Why didn’t we upgrade to a (Interesting) or even a (Most attractive) given the opportunity in tech at the lows of 2002? The main reason was, at the time, there were better opportunities in other fund categories and our rating system is relative to the market.

Recent subscribers may think of us as negative on most fund categories, but at the time of our 2002 tech upgrade we had top ratings on several fund categories: small-cap growth, telecom, natural resources, utilities, convertibles, balanced, international diversified, global, global balanced, Japan, Asia, Europe, and Latin America. Most funds in these categories have beaten tech stocks over the three years following August 2002. Today, with valuations and investor optimism where it is, we’d be more excited about tech only if the Nasdaq was at 1,300.

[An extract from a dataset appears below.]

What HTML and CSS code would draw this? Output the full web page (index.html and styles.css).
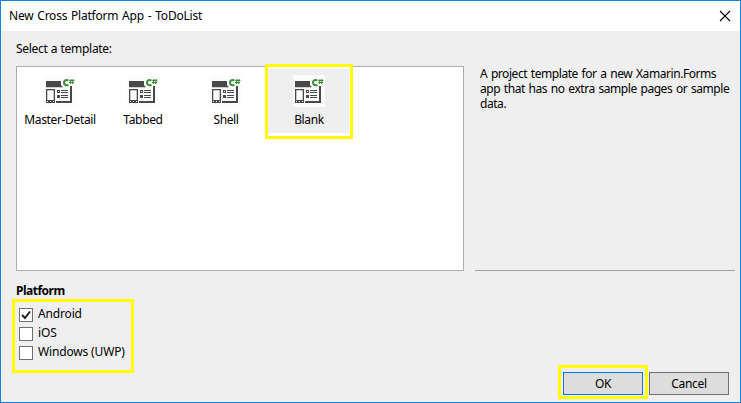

In 2002 our rationale for the tech upgrade was–-

“…largely because the valuations of many tech stocks today are not that far out of whack with the rest of the market, adjusting for potential future growth. We don’t see tech stocks as a class dramatically underperforming the market as we have the last couple of years. We’d be perfectly happy if it takes five years for the NASDAQ to reach 2000 because from these levels that would be a 10% return per year. “

As it turned out, the turnaround in tech came on pretty strong after it finally bottomed in late 2002. The Nasdaq broke 2,000 – almost a double from the crash low – at the beginning of 2004 but has been holding at that level ever since. We downgraded the category back to a (Weak) in June 2004 (at Nasdaq 2,000).

Such is the nature of the stock market – often it takes an advance on the future prosperity of corporate America, and then has to sit and wait for fundamentals to catch up.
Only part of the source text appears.